Why this is different from a separate AI dialog

A general AI dialog is useful for open-ended work. But Helpdesk triage belongs inside the Helpdesk item because the ticket itself is the context.

The user should be able to read the customer message, run triage, add an instruction, create or find a Doc, connect it to Team Brain, draft a reply, assign the ticket, and send the answer without losing the thread. The AI UI should support the work that is already happening instead of pulling the user into a separate place.

Under the hood, the same AI command infrastructure can still be shared. The important product choice is that Helpdesk users get the workflow inline, where the ticket, the AI reasoning, and the next action are all visible together.

A safer kind of support automation

Aamu's approach is intentionally human-in-the-loop. AI can read context, summarize, search, draft, create Docs, suggest tasks, and prepare the next step. The human decides what is true enough, complete enough, and safe enough to send.

That is especially important for support teams because customer communication is not just text generation. It includes policy, trust, account context, legal caution, commercial judgment, and the ability to admit uncertainty.

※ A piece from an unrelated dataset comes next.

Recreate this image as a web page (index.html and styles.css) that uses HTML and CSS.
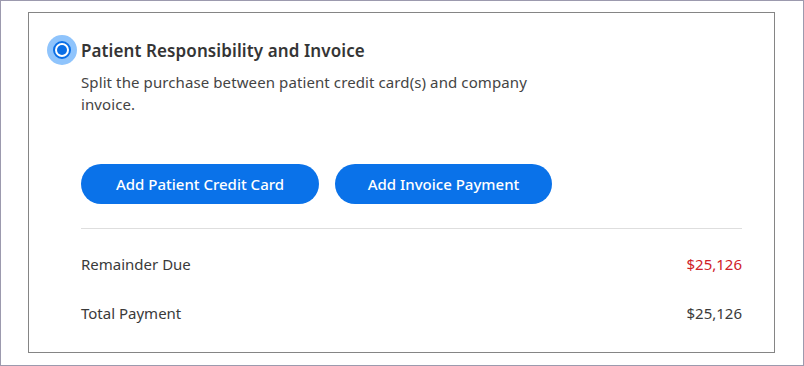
FILE: index.html
```html
<!DOCTYPE html>
<html>
<head>
<meta charset="utf-8">
<link rel="stylesheet" href="styles.css">
</head>
<body>
<div class="frame">
  <section class="card">
    <div class="option">
      <span class="radio"><span class="radio-ring"><span class="radio-dot"></span></span></span>
      <h2 class="title">Patient Responsibility and Invoice</h2>
    </div>
    <div class="content">
      <p class="desc">Split the purchase between patient credit card(s) and company invoice.</p>
      <div class="actions">
        <button class="btn btn-wide">Add Patient Credit Card</button>
        <button class="btn btn-narrow">Add Invoice Payment</button>
      </div>
      <div class="summary">
        <div class="row"><span>Remainder Due</span><span class="due">$25,126</span></div>
        <div class="row"><span>Total Payment</span><span>$25,126</span></div>
      </div>
    </div>
  </section>
</div>
</body>
</html>
```
FILE: styles.css
```css
* { box-sizing: border-box; }
html, body { margin: 0; padding: 0; background: #fff; }
body { font-family: "Noto Sans", "Open Sans", sans-serif; color: #3a3a3a; }
.frame {
  width: 804px;
  height: 366px;
  border: 1px solid #9c9aae;
  padding: 11px 0 0 27px;
}
.card {
  width: 747px;
  height: 341px;
  border: 1px solid #858585;
  padding: 22px 32px 0 18px;
}
.option {
  display: flex;
  align-items: center;
  gap: 4px;
}
.radio {
  width: 30px;
  height: 30px;
  border-radius: 50%;
  background: #8fc4fc;
  display: flex;
  align-items: center;
  justify-content: center;
}
.radio-ring {
  width: 18px;
  height: 18px;
  border-radius: 50%;
  border: 2px solid #0a6fe6;
  background: #fff;
  display: flex;
  align-items: center;
  justify-content: center;
}
.radio-dot {
  width: 10px;
  height: 10px;
  border-radius: 50%;
  background: #0a6fe6;
}
.title {
  margin: 0;
  font-size: 17px;
  font-weight: 600;
  color: #353535;
  letter-spacing: 0.1px;
}
.content { padding-left: 34px; }
.desc {
  margin: 6px 0 0;
  font-size: 15px;
  line-height: 22px;
  color: #444;
  max-width: 470px;
  letter-spacing: 0.1px;
}
.actions {
  display: flex;
  gap: 16px;
  margin-top: 49px;
}
.btn {
  height: 40px;
  border: none;
  border-radius: 20px;
  background: #0a72e9;
  color: #fff;
  font-family: inherit;
  font-size: 15px;
  font-weight: 500;
}
.btn-wide { width: 238px; }
.btn-narrow { width: 217px; }
.summary {
  margin-top: 24px;
  border-top: 1px solid #dedede;
  padding-top: 10px;
}
.row {
  display: flex;
  justify-content: space-between;
  align-items: center;
  height: 49px;
  font-size: 15px;
  color: #3a3a3a;
}
.due { color: #cf2027; }
```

The goal is not to make support people disappear. The goal is to give them a better starting point, reduce repeated work, and turn each useful support decision into reusable knowledge.

The bottom line

Helpdesk AI triage in Aamu.app connects the support ticket, Team Brain, Docs, tasks, assignment, and reply drafts into one workflow.

When a customer asks a question, AI can help identify the intent, suggest the next action, find or create the right knowledge, add it to Team Brain, reindex it, and draft a reply. A human still reviews the result and decides what happens next.

That is the larger promise: not just faster replies, but a support system that gets smarter because the team keeps turning real customer questions into maintained company knowledge.